Drawing Activity (5 minutes)

Give your child paper and markers. Ask them to draw two pictures side by side:

  • Picture 1: A scene that shows "equal" — everyone getting the same thing.
  • Picture 2: A scene that shows "fair" — everyone getting what they need.

These don't have to be artistic masterpieces. Stick figures are fine. The act of drawing forces them to internalize the distinction.

The Takeaway (2 minutes)

Say: "Equal means everyone gets the same. Fair means everyone gets what they need. Sometimes those are the same thing. Sometimes they're not. The smartest people in the world — judges, leaders, parents — spend their whole lives figuring out the difference. You're already starting."

Ask one final question: "The next time you think something is unfair, what question should you ask yourself first?"
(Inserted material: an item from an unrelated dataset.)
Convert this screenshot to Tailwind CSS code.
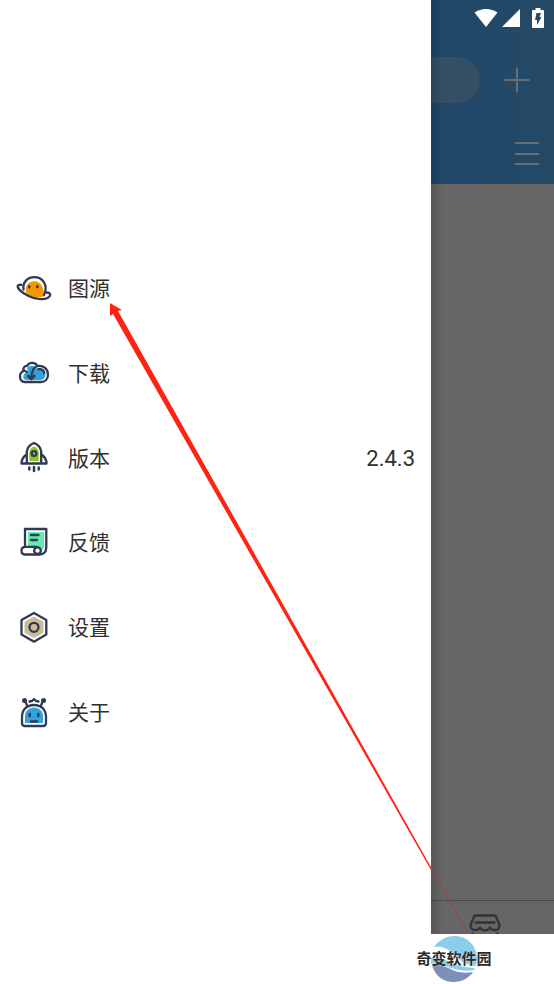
<!DOCTYPE html>
<html lang="zh-CN">

<head>
    <meta charset="UTF-8">
    <meta name="viewport" content="width=device-width, initial-scale=1.0">
    <title>图源</title>
    <script src="https://cdn.jsdelivr.net/npm/@tailwindcss/browser@4"></script>
</head>

<body class="relative min-h-screen bg-white overflow-x-hidden font-['Roboto','Noto_Sans_CJK_SC',sans-serif] text-[#303030]">
    <div class="flex min-h-[934px]">
        <!-- Drawer -->
        <nav class="flex-1 pt-[246px]">
            <ul class="grid auto-rows-fr h-[508px] text-[21px] leading-8">
                <li class="flex items-center">
                    <a href="#source" class="flex items-center flex-1 gap-4 px-4">
                        <svg class="size-9" viewBox="0 0 36 36" fill="none" stroke="#303a54" stroke-width="2.300" stroke-linecap="round" stroke-linejoin="round">
                            <path d="M10 22.500C8.500 16 12.500 11.300 18.500 11.300C25 11.300 28.500 18 27.500 26.500C21 28.500 14 26.500 10 22.500Z" fill="#f39800" stroke="none" />
                            <path d="M7.500 19.500C6.500 11.500 12 7.200 18.500 7.200C25.500 7.200 30.500 13 29.500 20C29.200 22 28.800 23.500 28 25" />
                            <path d="M5.500 14.800C2.500 14.600 1.200 15.500 1.800 17.200C3 21 10 25.500 17.500 27.800C24 29.500 30.500 29.500 33 27C35 25 34.500 22.600 30.500 22.500" />
                            <ellipse cx="13.200" cy="16.800" rx="1.300" ry="1.900" fill="#303a54" stroke="none" />
                            <ellipse cx="21.300" cy="16.600" rx="1.300" ry="1.900" fill="#303a54" stroke="none" />
                        </svg>
                        <span class="pt-[2px]">图源</span>
                    </a>
                </li>
                <li class="flex items-center">
                    <a href="#download" class="flex items-center flex-1 gap-4 px-4">
                        <svg class="size-9" viewBox="0 0 36 36" fill="none" stroke="#303a54" stroke-width="2.300" stroke-linecap="round" stroke-linejoin="round">
                            <path d="M11 13C14 9.500 19 10.500 20 13.500C25 11.500 30 15 29.500 20C29 23.500 27 25 24 25H11C7.500 25 6.500 22 8 19.500C9 17.500 11 17 12.500 17.500Z" fill="#2fa3dc" stroke="none" />
                            <path d="M9 27C5.500 27 4 24.500 4 21.500C4 18.500 5.500 16.700 7.500 16C7 12.500 8.500 10.700 11 10.800C12.500 8.500 15 7.500 17.500 8C19.500 8.300 20.800 9.500 21.500 11C27.500 10 32 14 32 19.500C32 24 29 27 25 27Z" />
                            <path d="M7.500 16C8.800 15.600 10 16 11 17M21.500 11C17.500 12 15.500 15.500 15.300 23.500" />
                            <path d="M12.300 21L15.300 24L18.300 21" stroke-width="2.700" />
                            <path d="M22.500 14.200C25.500 14 27.800 15.500 28.200 18" />
                        </svg>
                        <span class="pt-[2px]">下载</span>
                    </a>
                </li>
                <li class="flex items-center">
                    <a href="#version" class="flex items-center flex-1 gap-4 px-4">
                        <svg class="size-9" viewBox="0 0 36 36" fill="none" stroke="#303a54" stroke-width="2.300" stroke-linecap="round" stroke-linejoin="round">
                            <path d="M13.300 21V13C13.300 10 15 7.500 18 6.500C21 7.500 22.700 10 22.700 13V21Z" fill="#8fc31f" stroke="none" />
                            <path d="M10.800 23V11.500C11.500 7.500 14 4.500 18 3C22 4.500 24.500 7.500 25.200 11.500V23" />
                            <path d="M10.500 14.500C7 17 5.500 19.500 5.500 23.500H30.500C30.500 19.500 29 17 25.500 14.500" />
                            <circle cx="18" cy="13.500" r="2.400" />
                            <path d="M13.300 27.500V29.500M18 27V31M22.700 27.500V29.500" stroke-width="2.500" />
                        </svg>
                        <span class="pt-[2px]">版本</span>
                        <span class="ml-auto pt-[2px] text-[22px]">2.4.3</span>
                    </a>
                </li>
                <li class="flex items-center">
                    <a href="#feedback" class="flex items-center flex-1 gap-4 px-4">
                        <svg class="size-9" viewBox="0 0 36 36" fill="none" stroke="#303a54" stroke-width="2.300" stroke-linecap="round" stroke-linejoin="round">
                            <path d="M12 8H28V24L25 27L22 23H12Z" fill="#5eedaa" stroke="none" />
                            <path d="M9 22V5H30.300V23C30.300 28 27.500 30.500 23.500 30.500H9.500C7 30.500 5.500 29 5.500 26.700C5.500 24.300 7 22.800 9.500 22.800H21" />
                            <circle cx="21.500" cy="26.700" r="3.300" fill="#fff" />
                            <path d="M15 11H22.500M15 16H21" />
                        </svg>
                        <span class="pt-[2px]">反馈</span>
                    </a>
                </li>
                <li class="flex items-center">
                    <a href="#settings" class="flex items-center flex-1 gap-4 px-4">
                        <svg class="size-9" viewBox="0 0 36 36" fill="none" stroke="#303a54" stroke-width="2.300" stroke-linejoin="round">
                            <path d="M18 7.500L27.500 12.700V23.700L18 29L8.500 23.700V12.700Z" fill="#cdbb96" stroke="none" />
                            <path d="M18 4L30.300 11V25.500L18 32.700L5.500 25.500V11Z" />
                            <circle cx="18" cy="18.300" r="4.500" />
                        </svg>
                        <span class="pt-[2px]">设置</span>
                    </a>
                </li>
                <li class="flex items-center">
                    <a href="#about" class="flex items-center flex-1 gap-4 px-4">
                        <svg class="size-9" viewBox="0 0 36 36" fill="none" stroke="#303a54" stroke-width="2.300" stroke-linecap="round" stroke-linejoin="round">
                            <path d="M9 29V22C9 17 13 13.500 18 13.500C23 13.500 27 17 27 22V29Z" fill="#2fa3dc" stroke="none" />
                            <path d="M6 29V23C6 15.500 11 11 18 11C25 11 30 15.500 30 23V29C30 31 29 32 27 32H9C7 32 6 31 6 29Z" />
                            <path d="M9 7L11.500 12.500M27 7L24.500 12.500" />
                            <circle cx="8.500" cy="6.500" r="2.500" fill="#303a54" stroke="none" />
                            <circle cx="27.500" cy="6.500" r="2.500" fill="#303a54" stroke="none" />
                            <path d="M13.500 7.500L16 7L18 5L20 7L22.500 7.500" />
                            <path d="M13.700 20V22M22.300 20V22" stroke-width="2.600" />
                            <path d="M15 27.500H21" />
                        </svg>
                        <span class="pt-[2px]">关于</span>
                    </a>
                </li>
            </ul>
        </nav>

        <!-- Dimmed page behind the drawer -->
        <main class="relative flex flex-col w-[123px] bg-[#666666] overflow-hidden">
            <div class="absolute inset-y-0 left-0 w-3 bg-gradient-to-r from-black/15 to-transparent"></div>
            <header class="h-[184px] bg-gradient-to-r from-[#1f4769] to-[#254a66]">
                <div class="flex justify-end items-center gap-2 h-9 pr-[10px]">
                    <svg class="w-6 h-5" viewBox="0 0 24 20" fill="#fff">
                        <path d="M0.500 4.500C7 -0.300 17 -0.300 23.500 4.500L12 19Z" />
                    </svg>
                    <svg class="-ml-1 w-[18px] h-5" viewBox="0 0 18 20" fill="#fff">
                        <path d="M18 1V19H0Z" />
                    </svg>
                    <svg class="ml-1 w-3 h-5" viewBox="0 0 12 20">
                        <path d="M3.500 0H8.500V2H11Q12 2 12 3V19Q12 20 11 20H1Q0 20 0 19V3Q0 2 1 2H3.500Z" fill="#fff" />
                        <path d="M4.500 5H9L7.500 9H9.500L5 17V12H3Z" fill="#234967" />
                    </svg>
                </div>
                <div class="flex items-center justify-between mt-[21px] pr-6">
                    <div class="w-[49px] h-[46px] rounded-r-full bg-[#354f64]"></div>
                    <button aria-label="添加">
                        <svg class="size-[26px]" viewBox="0 0 26 26" stroke="#6e6e6e" stroke-width="2">
                            <path d="M0.500 13H25.500M13 0.500V25.500" />
                        </svg>
                    </button>
                </div>
                <div class="flex justify-end mt-[38px] pr-[15px]">
                    <button aria-label="菜单">
                        <svg class="w-6 h-[26px]" viewBox="0 0 24 26" stroke="#6e6e6e" stroke-width="2">
                            <path d="M0 2H24M0 13H24M0 23H24" />
                        </svg>
                    </button>
                </div>
            </header>
            <div class="flex-1"></div>
            <footer class="flex justify-center h-[34px] pt-3 pr-4 border-t border-[#484848] overflow-hidden">
                <svg class="w-8 h-[30px]" viewBox="0 0 32 30" fill="none" stroke="#333" stroke-width="2.300" stroke-linejoin="round" stroke-linecap="round">
                    <path d="M5.500 2.500H26.500L30.500 12C30.500 18 23.500 18.500 21 14.500C18.500 18.500 13.500 18.500 11 14.500C8.500 18.500 1.500 18 1.500 12Z" />
                    <path d="M6.500 9.500H25.500M3.500 20.500V29H28.500V20.500" />
                </svg>
            </footer>
        </main>
    </div>

    <!-- Pointer to the first entry -->
    <svg class="absolute top-0 left-0 w-[554px] h-[984px] pointer-events-none" viewBox="0 0 554 984" fill="#ff2314">
        <path d="M110 303L122 310L118 311L432 869L431 870L113 314L110 316Z" />
        <path d="M431.500 869L467 932" fill="none" stroke="#b8352c" stroke-width="0.800" />
    </svg>

    <!-- Site mark -->
    <div class="flex justify-end h-[50px] pr-[62px]">
        <div class="relative flex items-center justify-center w-[76px] h-[50px]">
            <svg class="size-12" viewBox="0 0 48 48">
                <path d="M4 12C9 5 16 1 24 1C38 1 47 11 47 24L46 31C36 30 31 27 25 20C18 13 11 11 4 12Z" fill="#8ccdec" />
                <path d="M2 30C12 29 17 33 25 36C31 38 38 38 43 37C39 43 32 47 24 47C13 47 5 41 2 30Z" fill="#7f8fb8" />
                <path d="M1 23C12 19 20 32 45 33L44 35C34 37 22 34 15 31C10 29 5 28 1 29Z" fill="#8ccdec" />
            </svg>
            <span class="absolute inset-0 text-center text-[15px] leading-[50px] font-bold whitespace-nowrap text-[#2b2b2b] text-shadow-[0_0_1px_#fff]">奇变软件园</span>
        </div>
    </div>
</body>

</html>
Guide them toward: "Does everyone need the same thing here?"

Going Deeper

  • Fairness Journal: For one week, ask your child to notice moments where "fair" and "equal" come up — at home, at school, in games. Write or draw one observation per day.
  • The Fairness Council: When a sibling conflict arises over sharing, pause and ask both children: "What would be equal here? What would be fair? Are they the same?" Use the language consistently and it becomes a family tool.
  • Historical Fairness: Introduce a simplified story about a time in history when something was equal but not fair (or fair but not equal). The story of Ruby Bridges, told at an age-appropriate level, shows a child fighting for fairness. Pair with a library book.
  • Game Design: Have your child invent a simple board game or card game with rules they consider fair. Then play it and see if everyone agrees the rules feel fair. Redesign if needed. This is a powerful lesson in how fairness is constructed, not discovered.
  • Revisit the Scenarios: Come back to these scenarios in a month. See if your child's answers have changed. Growth in moral reasoning often happens quietly, between conversations.